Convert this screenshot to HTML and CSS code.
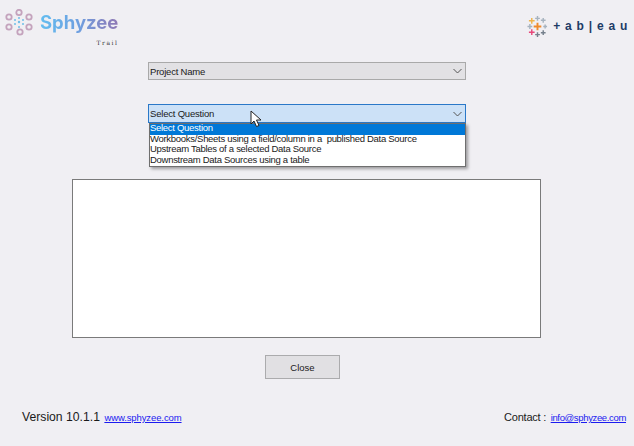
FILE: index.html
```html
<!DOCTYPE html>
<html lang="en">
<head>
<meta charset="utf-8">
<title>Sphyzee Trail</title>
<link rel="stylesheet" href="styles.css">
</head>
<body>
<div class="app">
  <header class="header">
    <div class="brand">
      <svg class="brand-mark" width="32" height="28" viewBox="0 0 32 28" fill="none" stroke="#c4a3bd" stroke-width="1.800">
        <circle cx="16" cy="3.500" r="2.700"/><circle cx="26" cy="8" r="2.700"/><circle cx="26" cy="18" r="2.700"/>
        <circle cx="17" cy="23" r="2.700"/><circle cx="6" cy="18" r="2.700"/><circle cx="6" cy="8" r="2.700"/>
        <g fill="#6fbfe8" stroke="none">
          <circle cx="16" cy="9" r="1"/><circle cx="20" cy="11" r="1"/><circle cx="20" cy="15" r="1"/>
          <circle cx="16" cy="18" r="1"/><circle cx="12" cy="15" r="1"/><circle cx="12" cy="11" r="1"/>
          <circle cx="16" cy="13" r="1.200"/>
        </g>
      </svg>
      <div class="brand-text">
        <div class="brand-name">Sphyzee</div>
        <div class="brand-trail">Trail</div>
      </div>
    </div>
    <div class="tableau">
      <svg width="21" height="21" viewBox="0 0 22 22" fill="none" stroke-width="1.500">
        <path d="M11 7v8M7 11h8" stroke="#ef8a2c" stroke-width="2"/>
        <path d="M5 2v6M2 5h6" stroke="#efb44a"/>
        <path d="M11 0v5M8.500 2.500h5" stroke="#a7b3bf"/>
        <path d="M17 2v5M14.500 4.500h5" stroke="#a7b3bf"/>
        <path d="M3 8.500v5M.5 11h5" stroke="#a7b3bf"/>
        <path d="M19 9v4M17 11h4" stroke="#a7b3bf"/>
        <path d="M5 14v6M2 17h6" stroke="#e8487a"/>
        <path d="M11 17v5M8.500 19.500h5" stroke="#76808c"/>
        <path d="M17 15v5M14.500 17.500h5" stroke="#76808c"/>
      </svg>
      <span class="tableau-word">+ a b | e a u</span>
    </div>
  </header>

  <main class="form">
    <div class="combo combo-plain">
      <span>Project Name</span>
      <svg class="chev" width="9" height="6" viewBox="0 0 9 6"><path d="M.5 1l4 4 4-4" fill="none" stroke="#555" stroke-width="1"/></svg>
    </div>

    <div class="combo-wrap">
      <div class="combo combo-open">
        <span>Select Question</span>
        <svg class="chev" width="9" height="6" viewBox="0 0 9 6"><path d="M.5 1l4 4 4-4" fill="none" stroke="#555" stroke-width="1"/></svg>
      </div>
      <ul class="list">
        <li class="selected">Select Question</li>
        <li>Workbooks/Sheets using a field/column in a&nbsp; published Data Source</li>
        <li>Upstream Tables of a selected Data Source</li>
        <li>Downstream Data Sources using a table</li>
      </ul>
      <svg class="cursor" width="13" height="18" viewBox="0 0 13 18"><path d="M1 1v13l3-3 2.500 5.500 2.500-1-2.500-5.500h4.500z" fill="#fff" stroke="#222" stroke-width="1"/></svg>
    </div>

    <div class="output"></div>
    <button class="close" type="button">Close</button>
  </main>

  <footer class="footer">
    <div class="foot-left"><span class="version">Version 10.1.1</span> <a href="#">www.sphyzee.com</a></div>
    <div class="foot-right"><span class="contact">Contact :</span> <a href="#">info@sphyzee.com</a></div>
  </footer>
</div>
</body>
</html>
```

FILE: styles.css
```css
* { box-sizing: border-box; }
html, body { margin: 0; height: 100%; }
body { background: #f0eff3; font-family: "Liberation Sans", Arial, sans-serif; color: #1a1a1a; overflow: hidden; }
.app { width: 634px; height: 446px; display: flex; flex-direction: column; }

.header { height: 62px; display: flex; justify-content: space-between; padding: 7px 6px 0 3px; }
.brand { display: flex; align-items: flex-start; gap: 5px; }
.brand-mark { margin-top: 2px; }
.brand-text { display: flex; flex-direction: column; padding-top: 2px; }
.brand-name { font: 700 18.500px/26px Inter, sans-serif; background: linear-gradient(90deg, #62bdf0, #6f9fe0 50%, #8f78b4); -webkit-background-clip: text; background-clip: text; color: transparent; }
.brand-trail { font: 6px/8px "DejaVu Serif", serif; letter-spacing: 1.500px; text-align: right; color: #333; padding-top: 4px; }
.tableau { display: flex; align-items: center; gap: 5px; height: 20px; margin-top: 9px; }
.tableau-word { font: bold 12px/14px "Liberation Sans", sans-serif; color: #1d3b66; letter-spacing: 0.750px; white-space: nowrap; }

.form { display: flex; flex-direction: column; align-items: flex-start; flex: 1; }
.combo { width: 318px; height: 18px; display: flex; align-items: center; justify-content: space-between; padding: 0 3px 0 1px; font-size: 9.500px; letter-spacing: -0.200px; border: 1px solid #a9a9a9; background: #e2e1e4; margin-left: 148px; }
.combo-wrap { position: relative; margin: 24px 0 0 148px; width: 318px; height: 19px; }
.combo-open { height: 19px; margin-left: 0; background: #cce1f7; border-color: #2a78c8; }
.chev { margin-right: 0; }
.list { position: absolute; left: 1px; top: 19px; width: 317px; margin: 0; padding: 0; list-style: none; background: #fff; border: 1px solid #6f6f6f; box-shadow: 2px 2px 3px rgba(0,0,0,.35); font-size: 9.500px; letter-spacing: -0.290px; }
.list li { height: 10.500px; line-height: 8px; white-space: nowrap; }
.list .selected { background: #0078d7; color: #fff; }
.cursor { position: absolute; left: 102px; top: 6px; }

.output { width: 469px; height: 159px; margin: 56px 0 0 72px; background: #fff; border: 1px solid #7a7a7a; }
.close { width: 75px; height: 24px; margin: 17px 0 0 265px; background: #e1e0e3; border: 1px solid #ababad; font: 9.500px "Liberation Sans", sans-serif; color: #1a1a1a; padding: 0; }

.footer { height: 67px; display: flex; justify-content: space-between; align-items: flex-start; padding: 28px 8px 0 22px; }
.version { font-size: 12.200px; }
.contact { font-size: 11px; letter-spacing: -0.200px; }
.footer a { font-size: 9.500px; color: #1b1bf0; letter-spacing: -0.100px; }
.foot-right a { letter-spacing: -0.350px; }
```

━━━

Required work:
In your copy, leave out the pictures and reproduce the material above exactly.

Solution:
Convert this screenshot to HTML and CSS code.
FILE: index.html
```html
<!DOCTYPE html>
<html lang="en">
<head>
<meta charset="utf-8">
<title>Sphyzee Trail</title>
<link rel="stylesheet" href="styles.css">
</head>
<body>
<div class="app">
  <header class="header">
    <div class="brand">
      <svg class="brand-mark" width="32" height="28" viewBox="0 0 32 28" fill="none" stroke="#c4a3bd" stroke-width="1.800">
        <circle cx="16" cy="3.500" r="2.700"/><circle cx="26" cy="8" r="2.700"/><circle cx="26" cy="18" r="2.700"/>
        <circle cx="17" cy="23" r="2.700"/><circle cx="6" cy="18" r="2.700"/><circle cx="6" cy="8" r="2.700"/>
        <g fill="#6fbfe8" stroke="none">
          <circle cx="16" cy="9" r="1"/><circle cx="20" cy="11" r="1"/><circle cx="20" cy="15" r="1"/>
          <circle cx="16" cy="18" r="1"/><circle cx="12" cy="15" r="1"/><circle cx="12" cy="11" r="1"/>
          <circle cx="16" cy="13" r="1.200"/>
        </g>
      </svg>
      <div class="brand-text">
        <div class="brand-name">Sphyzee</div>
        <div class="brand-trail">Trail</div>
      </div>
    </div>
    <div class="tableau">
      <svg width="21" height="21" viewBox="0 0 22 22" fill="none" stroke-width="1.500">
        <path d="M11 7v8M7 11h8" stroke="#ef8a2c" stroke-width="2"/>
        <path d="M5 2v6M2 5h6" stroke="#efb44a"/>
        <path d="M11 0v5M8.500 2.500h5" stroke="#a7b3bf"/>
        <path d="M17 2v5M14.500 4.500h5" stroke="#a7b3bf"/>
        <path d="M3 8.500v5M.5 11h5" stroke="#a7b3bf"/>
        <path d="M19 9v4M17 11h4" stroke="#a7b3bf"/>
        <path d="M5 14v6M2 17h6" stroke="#e8487a"/>
        <path d="M11 17v5M8.500 19.500h5" stroke="#76808c"/>
        <path d="M17 15v5M14.500 17.500h5" stroke="#76808c"/>
      </svg>
      <span class="tableau-word">+ a b | e a u</span>
    </div>
  </header>

  <main class="form">
    <div class="combo combo-plain">
      <span>Project Name</span>
      <svg class="chev" width="9" height="6" viewBox="0 0 9 6"><path d="M.5 1l4 4 4-4" fill="none" stroke="#555" stroke-width="1"/></svg>
    </div>

    <div class="combo-wrap">
      <div class="combo combo-open">
        <span>Select Question</span>
        <svg class="chev" width="9" height="6" viewBox="0 0 9 6"><path d="M.5 1l4 4 4-4" fill="none" stroke="#555" stroke-width="1"/></svg>
      </div>
      <ul class="list">
        <li class="selected">Select Question</li>
        <li>Workbooks/Sheets using a field/column in a&nbsp; published Data Source</li>
        <li>Upstream Tables of a selected Data Source</li>
        <li>Downstream Data Sources using a table</li>
      </ul>
      <svg class="cursor" width="13" height="18" viewBox="0 0 13 18"><path d="M1 1v13l3-3 2.500 5.500 2.500-1-2.500-5.500h4.500z" fill="#fff" stroke="#222" stroke-width="1"/></svg>
    </div>

    <div class="output"></div>
    <button class="close" type="button">Close</button>
  </main>

  <footer class="footer">
    <div class="foot-left"><span class="version">Version 10.1.1</span> <a href="#">www.sphyzee.com</a></div>
    <div class="foot-right"><span class="contact">Contact :</span> <a href="#">info@sphyzee.com</a></div>
  </footer>
</div>
</body>
</html>
```

FILE: styles.css
```css
* { box-sizing: border-box; }
html, body { margin: 0; height: 100%; }
body { background: #f0eff3; font-family: "Liberation Sans", Arial, sans-serif; color: #1a1a1a; overflow: hidden; }
.app { width: 634px; height: 446px; display: flex; flex-direction: column; }

.header { height: 62px; display: flex; justify-content: space-between; padding: 7px 6px 0 3px; }
.brand { display: flex; align-items: flex-start; gap: 5px; }
.brand-mark { margin-top: 2px; }
.brand-text { display: flex; flex-direction: column; padding-top: 2px; }
.brand-name { font: 700 18.500px/26px Inter, sans-serif; background: linear-gradient(90deg, #62bdf0, #6f9fe0 50%, #8f78b4); -webkit-background-clip: text; background-clip: text; color: transparent; }
.brand-trail { font: 6px/8px "DejaVu Serif", serif; letter-spacing: 1.500px; text-align: right; color: #333; padding-top: 4px; }
.tableau { display: flex; align-items: center; gap: 5px; height: 20px; margin-top: 9px; }
.tableau-word { font: bold 12px/14px "Liberation Sans", sans-serif; color: #1d3b66; letter-spacing: 0.750px; white-space: nowrap; }

.form { display: flex; flex-direction: column; align-items: flex-start; flex: 1; }
.combo { width: 318px; height: 18px; display: flex; align-items: center; justify-content: space-between; padding: 0 3px 0 1px; font-size: 9.500px; letter-spacing: -0.200px; border: 1px solid #a9a9a9; background: #e2e1e4; margin-left: 148px; }
.combo-wrap { position: relative; margin: 24px 0 0 148px; width: 318px; height: 19px; }
.combo-open { height: 19px; margin-left: 0; background: #cce1f7; border-color: #2a78c8; }
.chev { margin-right: 0; }
.list { position: absolute; left: 1px; top: 19px; width: 317px; margin: 0; padding: 0; list-style: none; background: #fff; border: 1px solid #6f6f6f; box-shadow: 2px 2px 3px rgba(0,0,0,.35); font-size: 9.500px; letter-spacing: -0.290px; }
.list li { height: 10.500px; line-height: 8px; white-space: nowrap; }
.list .selected { background: #0078d7; color: #fff; }
.cursor { position: absolute; left: 102px; top: 6px; }

.output { width: 469px; height: 159px; margin: 56px 0 0 72px; background: #fff; border: 1px solid #7a7a7a; }
.close { width: 75px; height: 24px; margin: 17px 0 0 265px; background: #e1e0e3; border: 1px solid #ababad; font: 9.500px "Liberation Sans", sans-serif; color: #1a1a1a; padding: 0; }

.footer { height: 67px; display: flex; justify-content: space-between; align-items: flex-start; padding: 28px 8px 0 22px; }
.version { font-size: 12.200px; }
.contact { font-size: 11px; letter-spacing: -0.200px; }
.footer a { font-size: 9.500px; color: #1b1bf0; letter-spacing: -0.100px; }
.foot-right a { letter-spacing: -0.350px; }
```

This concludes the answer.